Getting Started

    Retirement Planning: How to Get Started

    Retirement Planning: How to Get Started


    > Calculator: How Long Will My Estimated Retirement Savings Last?
    > Taking the Next Step

    Retirement is typically one of the top financial goals you’ll be working toward. It may be the furthest out, but any good financial plan starts with calculating how much money you’ll need to live on during your retirement years, putting a strategy in place to get there, and then addressing your shorter term needs.

    Many financial professionals believe you’ll need approximately 80 percent of your peak pre-retirement income to maintain your current lifestyle in retirement1.

     If your peak income is, for simplicity, let’s say $100,000, then you may need $80,000 or more each year. Multiply that annual figure by your expected years in retirement and that’s your target. Given today’s longer life expectancies, you could be nearing the $1.5–$2 million range. Don’t let those numbers scare you. Again, everyone is different. Maybe you’re accustomed to living on $40,000 per year, in which case your goal is roughly $32,000 times your retirement years. That’s a big difference.

    Envision the Retirement You Want

    Another factor in figuring out how much income you will need in retirement is envisioning how you want to spend your retirement years.

    Do you want to travel? Own a second home? Leave a legacy to your family, charity or alma mater? Or maybe you just want to live a simple lifestyle with the primary goal being to cover your basic expenses. Now’s your time to think through the world of possibilities, because the sooner you start planning — and saving — the better able you are to reach your retirement money and savings goal.

    Time Is Your Friend When Saving for Retirement

    Setting aside even a small amount of money each month can add up over time. One common and effective strategy is to use traditional retirement vehicles, such as an employee-sponsored 401(k) or Individual Retirement Account (IRA), and set up automatic contributions. While each of these types of retirement accounts has unique rules, all offer tax benefits that can add up over the long-term. Even if nearing retirement, it’s not too late. If you are 50 or older, “catch-up contributions” help pre-retirees stash even more money into their 401(k) or IRA than the basic contribution limits each year.

    How Should You Allocate Your Money?

    How you decide to allocate the money you've accumulated — and the goal-related products you choose — are probably the most critical factors when it comes to creating a retirement plan.
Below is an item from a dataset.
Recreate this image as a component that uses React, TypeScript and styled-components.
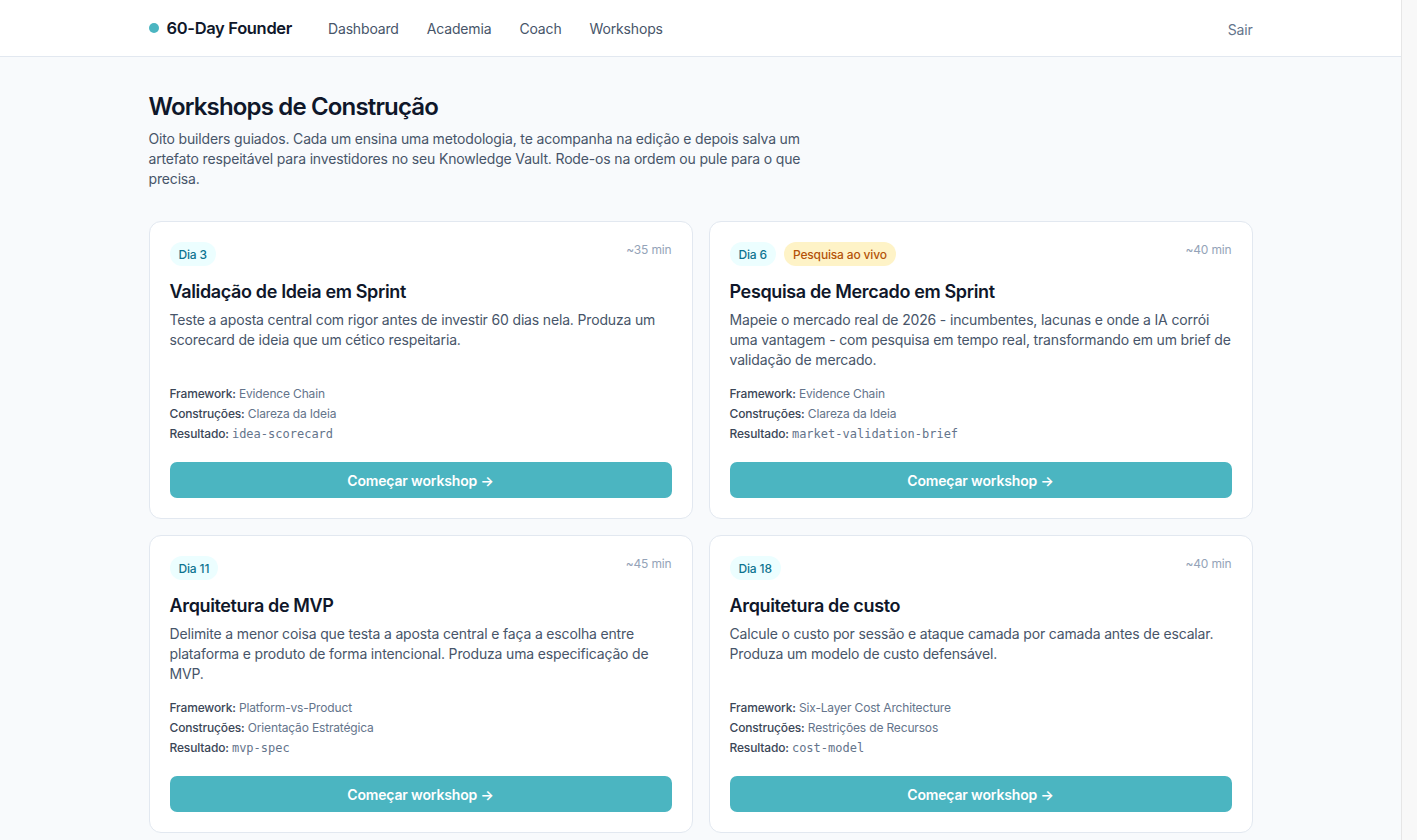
import styled, { createGlobalStyle } from "styled-components";

type Workshop = {
  day: number;
  live?: boolean;
  minutes: number;
  title: string;
  description: string;
  framework: string;
  builds: string;
  output: string;
};

const workshops: Workshop[] = [
  {
    day: 3,
    minutes: 35,
    title: "Validação de Ideia em Sprint",
    description:
      "Teste a aposta central com rigor antes de investir 60 dias nela. Produza um scorecard de ideia que um cético respeitaria.",
    framework: "Evidence Chain",
    builds: "Clareza da Ideia",
    output: "idea-scorecard",
  },
  {
    day: 6,
    live: true,
    minutes: 40,
    title: "Pesquisa de Mercado em Sprint",
    description:
      "Mapeie o mercado real de 2026 - incumbentes, lacunas e onde a IA corrói uma vantagem - com pesquisa em tempo real, transformando em um brief de validação de mercado.",
    framework: "Evidence Chain",
    builds: "Clareza da Ideia",
    output: "market-validation-brief",
  },
  {
    day: 11,
    minutes: 45,
    title: "Arquitetura de MVP",
    description:
      "Delimite a menor coisa que testa a aposta central e faça a escolha entre plataforma e produto de forma intencional. Produza uma especificação de MVP.",
    framework: "Platform-vs-Product",
    builds: "Orientação Estratégica",
    output: "mvp-spec",
  },
  {
    day: 18,
    minutes: 40,
    title: "Arquitetura de custo",
    description:
      "Calcule o custo por sessão e ataque camada por camada antes de escalar. Produza um modelo de custo defensável.",
    framework: "Six-Layer Cost Architecture",
    builds: "Restrições de Recursos",
    output: "cost-model",
  },
  {
    day: 25,
    minutes: 40,
    title: "Estratégia de Go-to-Market",
    description:
      "Escolha o primeiro canal e o primeiro segmento com critério. Produza um plano de lançamento que caiba no seu orçamento.",
    framework: "Channel-Fit Matrix",
    builds: "Orientação Estratégica",
    output: "gtm-plan",
  },
  {
    day: 32,
    minutes: 35,
    title: "Modelo de Precificação",
    description:
      "Defina o preço a partir do valor entregue, não do custo. Produza uma tabela de preços com hipóteses explícitas.",
    framework: "Value-Based Pricing",
    builds: "Restrições de Recursos",
    output: "pricing-model",
  },
  {
    day: 44,
    live: true,
    minutes: 45,
    title: "Análise Competitiva",
    description:
      "Compare alternativas reais que seu cliente usa hoje, com pesquisa em tempo real. Produza um mapa competitivo honesto.",
    framework: "Evidence Chain",
    builds: "Clareza da Ideia",
    output: "competitive-map",
  },
  {
    day: 55,
    minutes: 50,
    title: "Narrativa de Pitch",
    description:
      "Transforme os artefatos do seu Knowledge Vault em uma história coerente para investidores. Produza um roteiro de pitch.",
    framework: "Narrative Arc",
    builds: "Orientação Estratégica",
    output: "pitch-narrative",
  },
];

export default function App() {
  return (
    <>
      <GlobalStyle />
      <Header>
        <HeaderInner>
          <Brand>
            <BrandDot />
            60-Day Founder
          </Brand>
          <Nav>
            <NavLink>Dashboard</NavLink>
            <NavLink>Academia</NavLink>
            <NavLink>Coach</NavLink>
            <NavLink>Workshops</NavLink>
          </Nav>
          <SignOut>Sair</SignOut>
        </HeaderInner>
      </Header>
      <Main>
        <Title>Workshops de Construção</Title>
        <Intro>
          Oito builders guiados. Cada um ensina uma metodologia, te acompanha na
          edição e depois salva um artefato respeitável para investidores no seu
          Knowledge Vault. Rode-os na ordem ou pule para o que precisa.
        </Intro>
        <Grid>
          {workshops.map((w) => (
            <Card key={w.day}>
              <CardTop>
                <Badges>
                  <Badge>Dia {w.day}</Badge>
                  {w.live && <Badge $tone="amber">Pesquisa ao vivo</Badge>}
                </Badges>
                <Duration>~{w.minutes} min</Duration>
              </CardTop>
              <CardTitle>{w.title}</CardTitle>
              <Description>{w.description}</Description>
              <Meta>
                <MetaRow>
                  <MetaLabel>Framework:</MetaLabel> <MetaValue>{w.framework}</MetaValue>
                </MetaRow>
                <MetaRow>
                  <MetaLabel>Construções:</MetaLabel> <MetaValue>{w.builds}</MetaValue>
                </MetaRow>
                <MetaRow>
                  <MetaLabel>Resultado:</MetaLabel> <Code>{w.output}</Code>
                </MetaRow>
              </Meta>
              <StartButton>Começar workshop →</StartButton>
            </Card>
          ))}
        </Grid>
      </Main>
    </>
  );
}

// the reference was taken with a 15px page scrollbar, so keep that gutter
const GlobalStyle = createGlobalStyle`
  html {
    background: #f8f8f8;
  }
  body {
    margin: 0;
    margin-right: 15px;
    border-right: 1px solid #e6e6e6;
    min-height: 100vh;
    background: #f8fafc;
    font-family: Inter, "Noto Sans", sans-serif;
    letter-spacing: -0.01em;
    color: #0f172a;
  }
`;

const Header = styled.header`
  background: #ffffff;
  border-bottom: 1px solid #e2e8f0;
`;

const HeaderInner = styled.div`
  max-width: 1104px;
  margin: 0 auto;
  height: 56px;
  display: flex;
  align-items: center;
`;

const Brand = styled.div`
  display: flex;
  align-items: center;
  gap: 8px;
  font-size: 16.5px;
  font-weight: 600;
  letter-spacing: -0.02em;
  color: #0f172a;
`;

const BrandDot = styled.span`
  width: 10px;
  height: 10px;
  border-radius: 50%;
  background: #4bb5c1;
`;

const Nav = styled.nav`
  display: flex;
  gap: 28px;
  margin-left: 36px;
`;

const NavLink = styled.a`
  font-size: 14px;
  color: #475569;
  cursor: pointer;
`;

const SignOut = styled.button`
  margin-left: auto;
  border: none;
  background: none;
  padding: 0;
  font-family: inherit;
  letter-spacing: inherit;
  font-size: 14px;
  color: #64748b;
  margin-top: 2px;
`;

const Main = styled.main`
  max-width: 1104px;
  margin: 0 auto;
  padding: 34px 0 64px;
`;

const Title = styled.h1`
  margin: 0;
  font-size: 24px;
  line-height: 32px;
  font-weight: 600;
  letter-spacing: -0.035em;
  color: #0f172a;
`;

const Intro = styled.p`
  margin: 6px 0 0;
  max-width: 672px;
  font-size: 14px;
  line-height: 20px;
  color: #475569;
`;

const Grid = styled.div`
  display: grid;
  grid-template-columns: 1fr 1fr;
  gap: 16px;
  margin-top: 32px;
`;

const Card = styled.div`
  display: flex;
  flex-direction: column;
  background: #ffffff;
  border: 1px solid #e2e8f0;
  border-radius: 12px;
  padding: 19px 20px 20px;
`;

const CardTop = styled.div`
  display: flex;
  justify-content: space-between;
  align-items: flex-start;
`;

const Badges = styled.div`
  display: flex;
  gap: 8px;
  margin-top: 1px;
`;

const Badge = styled.span<{ $tone?: "amber" }>`
  display: inline-flex;
  align-items: center;
  height: 24px;
  padding: 0 9px;
  border-radius: 999px;
  font-size: 12px;
  font-weight: 500;
  background: ${(p) => (p.$tone === "amber" ? "#fef3c7" : "#ecfeff")};
  color: ${(p) => (p.$tone === "amber" ? "#b45309" : "#0e7490")};
`;

const Duration = styled.span`
  font-size: 12px;
  line-height: 18px;
  color: #94a3b8;
`;

const CardTitle = styled.h2`
  margin: 12px 0 4px;
  font-size: 18px;
  line-height: 28px;
  font-weight: 600;
  letter-spacing: -0.02em;
  color: #0f172a;
`;

const Description = styled.p`
  flex: 1;
  margin: 0;
  font-size: 14px;
  line-height: 20px;
  color: #475569;
`;

const Meta = styled.div`
  margin-top: 14px;
  display: flex;
  flex-direction: column;
`;

const MetaRow = styled.div`
  font-size: 12px;
  line-height: 20px;
`;

const MetaLabel = styled.span`
  font-weight: 500;
  color: #3b4657;
`;

const MetaValue = styled.span`
  color: #64748b;
`;

const Code = styled.code`
  font-family: "DejaVu Sans Mono", "Liberation Mono", monospace;
  font-size: 12px;
  letter-spacing: 0;
  color: #64748b;
`;

const StartButton = styled.button`
  margin-top: 18px;
  height: 36px;
  border: none;
  border-radius: 7px;
  background: #4bb5c1;
  color: #ffffff;
  font-family: inherit;
  letter-spacing: inherit;
  font-size: 14px;
  font-weight: 600;
  cursor: pointer;
`;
As mentioned, there are IRAs for retirement goals, as well as guaranteed lifetime income products, but depending on your life stage you may want to consider other solutions as well. Maybe that means cash value life insurance to help protect your family’s financial security and as an effective estate planning tool.

    Diversification Helps Balance Risk

    Diversification can be summed up in one phrase: Don’t put all of your eggs in one basket. Regardless of what types of retirement product solutions you choose to buy, don't bet your retirement nest egg on just one. The types of products you select will vary depending on several factors, including your risk tolerance and retirement time horizon. These two factors work hand in hand. The more years you have left until retirement, the higher your risk tolerance may be.

    When it’s time to determine the products and financial strategy that’s best for you, you may want to consult with a financial professional who can help you map out a plan. In the meantime, make sure you have a clear vision for your goals so you’ll be better prepared to plan your financial future.